### TASK INSTRUCTIONS
Copy each line below in which the word "components" occurs.

### GIVEN RECORDS
--------------------------------

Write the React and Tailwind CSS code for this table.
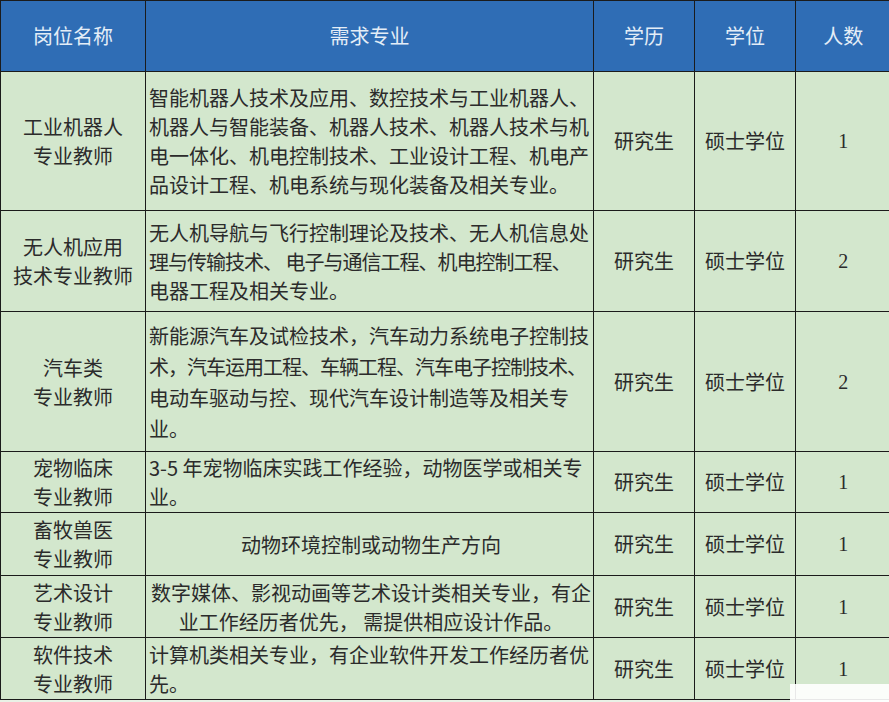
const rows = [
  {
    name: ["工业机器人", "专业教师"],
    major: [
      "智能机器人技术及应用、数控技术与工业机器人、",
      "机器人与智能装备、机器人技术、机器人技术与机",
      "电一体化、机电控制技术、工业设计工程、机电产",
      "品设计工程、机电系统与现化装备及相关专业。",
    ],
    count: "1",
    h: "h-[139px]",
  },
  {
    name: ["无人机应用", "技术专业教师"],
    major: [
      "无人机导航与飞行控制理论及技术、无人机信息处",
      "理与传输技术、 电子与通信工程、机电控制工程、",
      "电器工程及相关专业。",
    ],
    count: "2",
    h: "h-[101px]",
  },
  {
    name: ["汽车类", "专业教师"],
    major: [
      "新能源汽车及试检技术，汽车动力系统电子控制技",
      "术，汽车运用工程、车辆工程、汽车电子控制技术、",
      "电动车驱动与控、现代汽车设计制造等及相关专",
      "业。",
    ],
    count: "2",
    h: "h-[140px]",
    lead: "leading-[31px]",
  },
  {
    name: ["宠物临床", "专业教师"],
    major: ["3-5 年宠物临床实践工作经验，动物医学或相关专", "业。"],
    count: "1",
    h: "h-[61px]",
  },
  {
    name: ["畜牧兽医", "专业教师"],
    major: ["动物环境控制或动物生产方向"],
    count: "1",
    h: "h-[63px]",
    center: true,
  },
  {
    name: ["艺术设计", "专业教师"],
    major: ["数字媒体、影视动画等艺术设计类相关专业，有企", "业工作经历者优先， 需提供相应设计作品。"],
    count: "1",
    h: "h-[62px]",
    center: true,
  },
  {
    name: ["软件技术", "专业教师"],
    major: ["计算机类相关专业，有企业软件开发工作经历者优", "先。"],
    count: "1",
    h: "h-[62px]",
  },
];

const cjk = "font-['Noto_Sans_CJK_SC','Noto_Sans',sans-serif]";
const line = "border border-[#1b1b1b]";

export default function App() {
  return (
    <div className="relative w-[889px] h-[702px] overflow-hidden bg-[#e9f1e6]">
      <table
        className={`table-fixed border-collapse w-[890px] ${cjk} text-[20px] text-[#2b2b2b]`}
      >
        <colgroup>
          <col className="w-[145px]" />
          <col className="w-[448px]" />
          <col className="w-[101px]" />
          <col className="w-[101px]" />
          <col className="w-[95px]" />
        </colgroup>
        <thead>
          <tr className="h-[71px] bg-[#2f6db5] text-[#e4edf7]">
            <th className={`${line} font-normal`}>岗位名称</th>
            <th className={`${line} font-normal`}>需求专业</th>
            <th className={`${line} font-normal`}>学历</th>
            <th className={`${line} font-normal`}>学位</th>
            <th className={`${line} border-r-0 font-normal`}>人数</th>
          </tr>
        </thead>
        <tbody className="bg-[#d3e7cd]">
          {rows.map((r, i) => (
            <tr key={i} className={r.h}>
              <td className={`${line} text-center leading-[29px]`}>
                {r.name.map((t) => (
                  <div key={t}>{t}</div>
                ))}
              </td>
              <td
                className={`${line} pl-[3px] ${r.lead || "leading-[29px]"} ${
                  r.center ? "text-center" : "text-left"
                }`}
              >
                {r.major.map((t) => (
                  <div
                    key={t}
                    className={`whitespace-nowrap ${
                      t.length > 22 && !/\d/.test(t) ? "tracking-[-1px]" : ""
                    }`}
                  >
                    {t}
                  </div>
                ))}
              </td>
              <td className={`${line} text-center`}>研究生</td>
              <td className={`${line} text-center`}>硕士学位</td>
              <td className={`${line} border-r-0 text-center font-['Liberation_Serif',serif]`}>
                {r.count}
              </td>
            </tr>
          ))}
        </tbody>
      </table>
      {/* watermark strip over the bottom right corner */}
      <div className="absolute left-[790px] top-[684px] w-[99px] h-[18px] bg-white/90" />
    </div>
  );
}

--------------------------------

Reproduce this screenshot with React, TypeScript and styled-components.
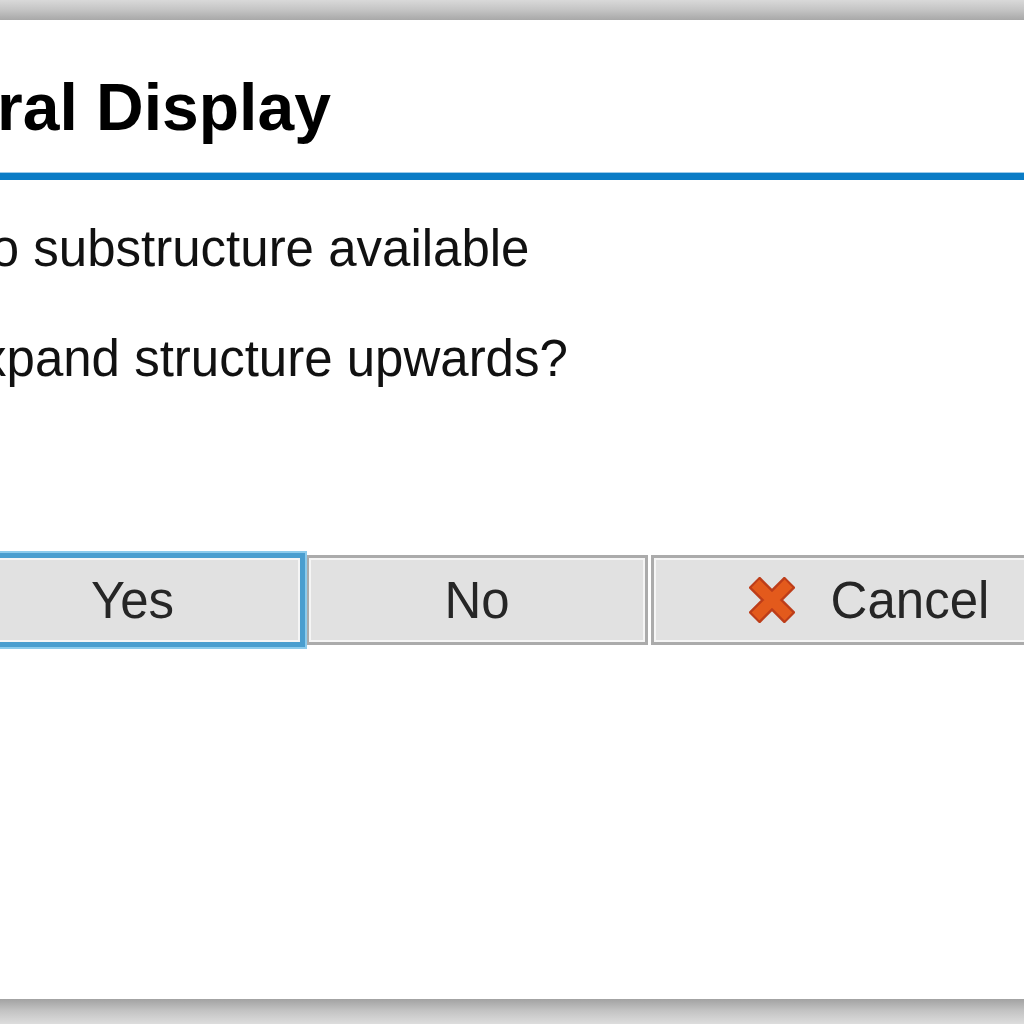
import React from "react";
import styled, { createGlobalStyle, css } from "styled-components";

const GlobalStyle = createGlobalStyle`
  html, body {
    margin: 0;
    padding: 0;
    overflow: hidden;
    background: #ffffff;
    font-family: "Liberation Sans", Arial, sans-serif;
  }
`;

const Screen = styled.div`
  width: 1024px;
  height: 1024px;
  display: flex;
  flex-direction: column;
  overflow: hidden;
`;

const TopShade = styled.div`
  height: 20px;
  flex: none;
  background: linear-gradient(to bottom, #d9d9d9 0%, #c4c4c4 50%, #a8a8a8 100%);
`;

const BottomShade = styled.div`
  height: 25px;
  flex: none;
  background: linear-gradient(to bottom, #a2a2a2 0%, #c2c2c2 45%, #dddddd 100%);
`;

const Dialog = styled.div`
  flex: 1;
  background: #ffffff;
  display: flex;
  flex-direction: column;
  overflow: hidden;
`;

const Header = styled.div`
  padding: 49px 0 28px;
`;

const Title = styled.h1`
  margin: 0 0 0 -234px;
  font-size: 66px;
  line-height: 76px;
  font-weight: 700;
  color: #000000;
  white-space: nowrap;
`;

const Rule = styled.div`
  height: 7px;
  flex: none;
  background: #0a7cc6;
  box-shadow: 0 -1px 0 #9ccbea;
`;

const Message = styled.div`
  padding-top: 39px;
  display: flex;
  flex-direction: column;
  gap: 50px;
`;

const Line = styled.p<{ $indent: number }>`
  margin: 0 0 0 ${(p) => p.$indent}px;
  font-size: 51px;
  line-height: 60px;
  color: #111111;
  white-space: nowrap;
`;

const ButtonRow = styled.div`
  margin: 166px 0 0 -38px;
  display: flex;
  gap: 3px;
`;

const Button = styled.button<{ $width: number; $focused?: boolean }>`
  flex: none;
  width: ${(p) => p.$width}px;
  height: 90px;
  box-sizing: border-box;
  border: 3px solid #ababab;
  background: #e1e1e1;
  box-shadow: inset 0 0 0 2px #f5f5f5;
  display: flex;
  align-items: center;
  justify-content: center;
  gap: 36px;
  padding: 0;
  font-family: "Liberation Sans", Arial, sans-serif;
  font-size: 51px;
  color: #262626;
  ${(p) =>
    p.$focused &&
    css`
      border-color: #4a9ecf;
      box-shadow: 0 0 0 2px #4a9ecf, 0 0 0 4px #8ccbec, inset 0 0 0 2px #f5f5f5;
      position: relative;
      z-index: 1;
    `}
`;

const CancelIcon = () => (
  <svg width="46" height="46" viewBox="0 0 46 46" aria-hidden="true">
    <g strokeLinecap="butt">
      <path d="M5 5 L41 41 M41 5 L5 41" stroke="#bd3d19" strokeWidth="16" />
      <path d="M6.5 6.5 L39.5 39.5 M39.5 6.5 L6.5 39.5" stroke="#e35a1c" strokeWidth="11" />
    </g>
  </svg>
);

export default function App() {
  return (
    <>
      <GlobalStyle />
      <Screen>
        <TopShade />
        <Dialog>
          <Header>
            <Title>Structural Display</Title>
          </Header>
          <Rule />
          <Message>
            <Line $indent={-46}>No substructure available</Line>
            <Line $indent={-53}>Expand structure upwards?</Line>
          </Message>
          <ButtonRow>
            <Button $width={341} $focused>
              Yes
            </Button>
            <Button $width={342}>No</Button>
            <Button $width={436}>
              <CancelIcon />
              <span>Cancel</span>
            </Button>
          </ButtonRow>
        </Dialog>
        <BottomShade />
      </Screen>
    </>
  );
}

--------------------------------

### FINAL ANSWER
Reproduce this screenshot with React, TypeScript and styled-components.
import styled, { createGlobalStyle, css } from "styled-components";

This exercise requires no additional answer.